On its face, the “rule” is absurd. Every reporter nowadays uses hand-held electronic media as standard workplace tools. Marinucci even runs a semi-professional company called Shaky Hand Productions, which is widely known among politicians for providing hand-held electronic coverage of political events. As an added irony, Obama won the 2008 election thanks largely to the availability of present-day high technology. His campaign broke new ground with its reliance on social networking and the internet.

To compound an already sticky problem, the White House today is denying that Marinucci had been given the boot from the Bay Area reporters’ pool. They are also denying the claim by Bronstein that

more than a few journalists familiar with this story are aware of some implied threats from the White House of additional and wider punishment if Carla’s spanking became public.

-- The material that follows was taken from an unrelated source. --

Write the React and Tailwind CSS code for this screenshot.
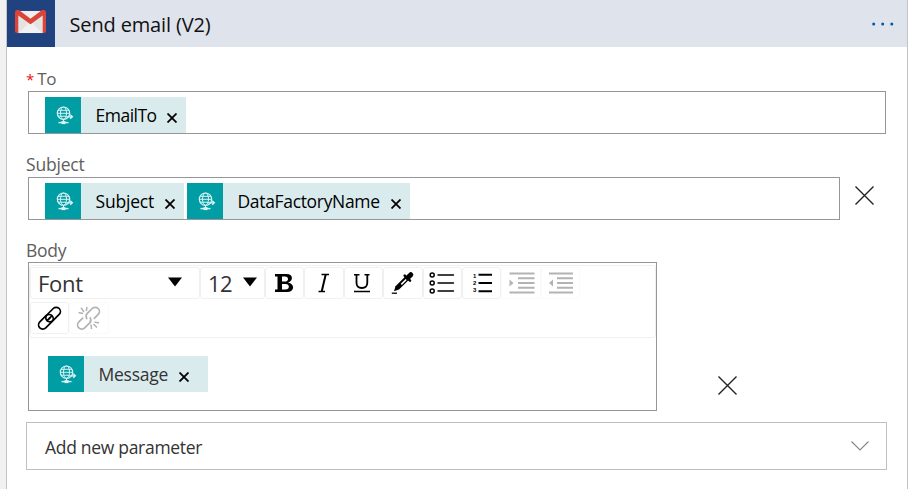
import React from "react";

function GmailIcon() {
  return (
    <svg width="31" height="24" viewBox="0 0 32 25" preserveAspectRatio="none" className="block">
      <path d="M2 1H30V24H2Z" fill="#e3e3e3" />
      <path d="M4 24L16 12L28 24Z" fill="#f1f1f1" />
      <path d="M4 5L16 15L28 5V1H4Z" fill="#d2d2d2" />
      <path d="M5 1H27L16 9.5Z" fill="#eeeeee" />
      <path d="M0 2.5Q0 0 2.5 0H4L16 9L28 0H29.5Q32 0 32 2.5V22Q32 24 30 24H28.6V5.8L16 14.8L3.4 5.8V24H2Q0 24 0 22Z" fill="#db4437" />
    </svg>
  );
}

function GlobeIcon() {
  return (
    <svg width="18" height="19" viewBox="0 0 18 19" fill="none" stroke="#d8f3f4" strokeWidth="1" className="ml-[3px] block">
      <circle cx="7.5" cy="7.2" r="6.2" strokeWidth="1.2" />
      <ellipse cx="7.5" cy="7.2" rx="3" ry="6.2" />
      <path d="M2 4.3H13M1.2 7.3H13.8M2 10.2H10M7.5 13V16" />
      <path d="M9.5 10.8H16M14.2 8.8L16.4 10.8L14.2 12.8" strokeWidth="1.3" />
      <path d="M2.5 16.6H12.5" strokeWidth="1.4" />
      <path d="M5.5 16.6H9.5" strokeWidth="3" />
    </svg>
  );
}

function Token({ label, className, textClass }) {
  return (
    <div className={"flex h-9 shrink-0 bg-[#daebed] " + className}>
      <div className="flex h-9 w-9 shrink-0 items-center justify-center bg-[#009da5]">
        <GlobeIcon />
      </div>
      <span className={"ml-[14.5px] text-[17.5px] leading-[37px] whitespace-nowrap " + textClass}>{label}</span>
      <svg width="10" height="10" viewBox="0 0 10 10" className="mt-[16px] mr-[9px] ml-auto shrink-0" stroke="#000" strokeWidth="1.8">
        <path d="M0.5 0.5L9.5 9.5M9.5 0.5L0.5 9.5" />
      </svg>
    </div>
  );
}

function Clear({ className }) {
  return (
    <svg width="19" height="19" viewBox="0 0 19 19" className={"shrink-0 " + className} stroke="#222" strokeWidth="1.35">
      <path d="M0.5 0.5L18.5 18.5M18.5 0.5L0.5 18.5" />
    </svg>
  );
}

function Tool({ children, faded }) {
  return (
    <div className={"flex h-8 w-[39.4px] shrink-0 items-center justify-center rounded-[3px] border " + (faded ? "border-[#fafafa]" : "border-[#f0f0f0]")}>
      {children}
    </div>
  );
}

function Caret() {
  return (
    <svg width="14" height="10" viewBox="0 0 14 10" className="mb-[2px] block">
      <path d="M0 0.5H14L7 9.5Z" />
    </svg>
  );
}

function Glyph({ children, color = "#000", className = "" }) {
  return (
    <svg width="26" height="24" viewBox="0 0 26 24" fill="none" stroke={color} strokeWidth="1.6" className={"block shrink-0 " + className}>
      {children}
    </svg>
  );
}

function Chain({ color, broken }) {
  return (
    <Glyph color={color}>
      <g transform="translate(12.5 12.2) rotate(-45)" strokeWidth="1.7" strokeLinecap="round">
        {broken ? (
          <>
            <path d="M-4 -4.2H-9.5A4.2 4.2 0 0 0 -9.5 4.2H-2.5Q0.5 4.2 1.5 1" />
            <path d="M4 4.2H9.5A4.2 4.2 0 0 0 9.5 -4.2H2.5Q-0.5 -4.2 -1.5 -1" />
          </>
        ) : (
          <>
            <path d="M3.5 0A4.2 4.2 0 0 0 -0.7 -4.2H-9.5A4.2 4.2 0 0 0 -9.5 4.2H-0.7A4.2 4.2 0 0 0 3.5 0H-0.5" />
            <path d="M-3.5 0A4.2 4.2 0 0 0 0.7 4.2H9.5A4.2 4.2 0 0 0 9.5 -4.2H0.7A4.2 4.2 0 0 0 -3.5 0H0.5" />
          </>
        )}
      </g>
      {broken && <path strokeWidth="1.5" d="M2.5 6.5L7 7.5M5 1.8L8 6M11 1L10.3 5M15 18.5L15.5 23M17.5 18L21 21.5M18.5 16L23 17" />}
    </Glyph>
  );
}

export default function App() {
  return (
    <div className="flex h-[489px] w-[908px] overflow-hidden bg-[#f1f1f1] font-['Open_Sans','Noto_Sans',sans-serif]">
      <div className="ml-[6px] flex w-[902px] flex-col border-x border-[#c4c4c4] bg-white">
        <header className="flex h-[47px] shrink-0 items-center bg-[#dfe3ec]">
          <div className="flex h-[47px] w-12 items-center justify-center bg-[#20427f] pr-px pb-[3px]">
            <GmailIcon />
          </div>
          <h1 className="ml-[14.5px] pt-px text-[20px] leading-[47px] tracking-[-0.15px] text-[#111]">Send email (V2)</h1>
          <svg width="22" height="4" viewBox="0 0 22 4" fill="#0058ad" className="mr-[13px] ml-auto">
            <circle cx="1.7" cy="2" r="1.5" />
            <circle cx="10.7" cy="2" r="1.5" />
            <circle cx="19.8" cy="2" r="1.5" />
          </svg>
        </header>

        <main className="flex flex-col pl-[19px] text-black">
          <label className="mt-5 flex h-6 text-[17px] leading-6 tracking-[-0.5px] text-[#605e5c]">
            <span className="mr-[3.5px] text-[15px] text-[#e8111c]">*</span>To
          </label>
          <div className="ml-[2px] flex h-[43px] w-[858px] items-end border border-[#969696] pl-4">
            <Token label="EmailTo" className="w-[141px]" textClass="tracking-[-0.5px]" />
          </div>

          <label className="mt-[18px] h-[26px] text-[17.5px] leading-6 tracking-[-0.2px] text-[#605e5c]">Subject</label>
          <div className="ml-[2px] mt-[-1px] flex">
            <div className="flex h-[43px] w-[812px] items-end gap-[3px] border border-[#969696] pl-4">
              <Token label="Subject" className="w-[139px]" textClass="tracking-[-0.2px]" />
              <Token label="DataFactoryName" className="w-[223px]" textClass="tracking-[-0.33px]" />
            </div>
            <Clear className="mt-[9px] ml-[15px]" />
          </div>

          <label className="mt-[18px] h-[24px] text-[17.5px] leading-6 tracking-[-0.3px] text-[#605e5c]">Body</label>
          <div className="ml-[2px] flex">
            <div className="h-[149px] w-[629px] border border-[#969696]">
              <div className="mt-[2px] flex h-[73px] flex-col gap-[3px] rounded-[3px] border border-[#f0f0f0] pt-px">
                <div className="flex h-8">
                  <div className="flex h-8 w-[170px] items-center justify-between rounded-[3px] border border-[#f0f0f0] pr-[17px] pl-[7px] text-[22px] text-[#333]">
                    <span className="tracking-[-0.3px]">Font</span>
                    <Caret />
                  </div>
                  <div className="flex h-8 w-[65px] items-center justify-between rounded-[3px] border border-[#f0f0f0] pr-[7px] pl-[7px] text-[22px] text-[#333]">
                    <span className="tracking-[-0.7px]">12</span>
                    <Caret />
                  </div>
                  <Tool>
                    <Glyph className="mr-[2px]">
                      <g fill="#000" stroke="none">
                        <path fillRule="evenodd" d="M4 3H15.5C22.5 3 22.5 10 17 11.5C24 12.5 24 21 16 21H4V18.5H6.5V5.5H4ZM11 5.5V10.6H14C18 10.6 18 5.5 14 5.5ZM11 13V18.5H14.5C19 18.5 19 13 14.5 13Z" />
                      </g>
                    </Glyph>
                  </Tool>
                  <Tool>
                    <Glyph className="mr-px">
                      <path d="M10.5 3.5H18M7.5 20.5H14" strokeWidth="1.5" />
                      <path d="M14.7 3.5L10.7 20.5" strokeWidth="2" />
                    </Glyph>
                  </Tool>
                  <Tool>
                    <Glyph className="mr-[2px]">
                      <path d="M5 3.7H10.5M15.5 3.7H20.5M5 20.5H21" strokeWidth="1.5" />
                      <path d="M7.5 3.7V11.5Q7.5 17 12.8 17Q18.3 17 18.3 11.5V3.7" strokeWidth="1.8" />
                    </Glyph>
                  </Tool>
                  <Tool>
                    <Glyph className="mr-px">
                      <path d="M2.8 22.2H8" strokeWidth="1.3" />
                      <path d="M5 20.2L6.5 15.2L17 4.8L20.5 8.2L10 18.6Z" fill="#000" stroke="none" />
                      <path d="M12.3 13.4L17.2 8.5" stroke="#fff" strokeWidth="1.6" />
                      <path d="M15.7 4.6L21 9.6" strokeWidth="2.6" strokeLinecap="round" />
                      <path d="M19.5 6L21.8 3.7" strokeWidth="5" strokeLinecap="round" />
                    </Glyph>
                  </Tool>
                  <Tool>
                    <Glyph>
                      <circle cx="3.2" cy="4" r="2" strokeWidth="1.5" />
                      <circle cx="3.2" cy="12" r="2" strokeWidth="1.5" />
                      <circle cx="3.2" cy="20" r="2" strokeWidth="1.5" />
                      <path d="M9 4H24.5M9 12H24.5M9 20H24.5" strokeWidth="1.4" strokeLinecap="round" />
                    </Glyph>
                  </Tool>
                  <Tool>
                    <Glyph>
                      <g fill="#000" stroke="none" fontFamily="Liberation Sans, sans-serif" fontWeight="bold" fontSize="6">
                        <text x="4" y="7">1</text>
                        <text x="4" y="14.2">2</text>
                        <text x="4" y="21.4">3</text>
                      </g>
                      <path d="M9.5 3.8H23M9.5 12H23M9.5 20.2H23" strokeWidth="2" />
                    </Glyph>
                  </Tool>
                  <Tool faded>
                    <Glyph color="#b3b3b3" className="ml-[2px]">
                      <path d="M0.5 2.5H25.5M0.5 21.5H25.5M9 7.3H25.5M9 12H25.5M9 16.7H25.5" strokeWidth="1.9" />
                      <path d="M0.5 8.5V15.5L4.5 12Z" fill="#b3b3b3" stroke="none" />
                    </Glyph>
                  </Tool>
                  <Tool faded>
                    <Glyph color="#b3b3b3" className="ml-[2px]">
                      <path d="M1 2.5H25M1 21.5H25M9 7.3H25M9 12H25M9 16.7H25" strokeWidth="1.9" />
                      <path d="M5 8.5V15.5L1 12Z" fill="#b3b3b3" stroke="none" />
                    </Glyph>
                  </Tool>
                </div>
                <div className="flex h-8">
                  <Tool><Chain /></Tool>
                  <Tool faded><Chain color="#b3b3b3" broken /></Tool>
                </div>
              </div>
              <div className="mt-[18px] ml-[19px] flex">
                <Token label="Message" className="w-[160px] [&>svg]:mr-[19px]" textClass="tracking-[-0.25px] text-[#333]" />
              </div>
            </div>
            <Clear className="mt-[114px] ml-[61px]" />
          </div>

          <div className="mt-[11px] flex h-12 w-[861px] items-center justify-between border border-[#bfbfbf] pr-[17px] pl-[18px]">
            <span className="pt-[3px] text-[17.5px] tracking-[-0.3px] text-[#333]">Add new parameter</span>
            <svg width="18" height="10" viewBox="0 0 18 10" fill="none" stroke="#888" strokeWidth="1.2">
              <path d="M0.5 0.5L9 9L17.5 0.5" />
            </svg>
          </div>
        </main>
      </div>
    </div>
  );
}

In an update to his blog from yesterday, Bronstein quotes Chronicle editor Ward Bushee, who has called out the White House:

Sadly, we expected the White House to respond in this manner based on our experiences yesterday. It is not a truthful response. It follows a day of off-the-record exchanges with key people in the White House communications office who told us they would remove our reporter, then threatened retaliation to Chronicle and Hearst reporters if we reported on the ban, and then recanted to say our reporter might not be removed after all.

The Chronicle’s report is accurate.

If the White House has indeed decided not to ban our reporter, we would like an on-the-record notice that she will remain the San Francisco print pool reporter.

So far, no statement has come from White House.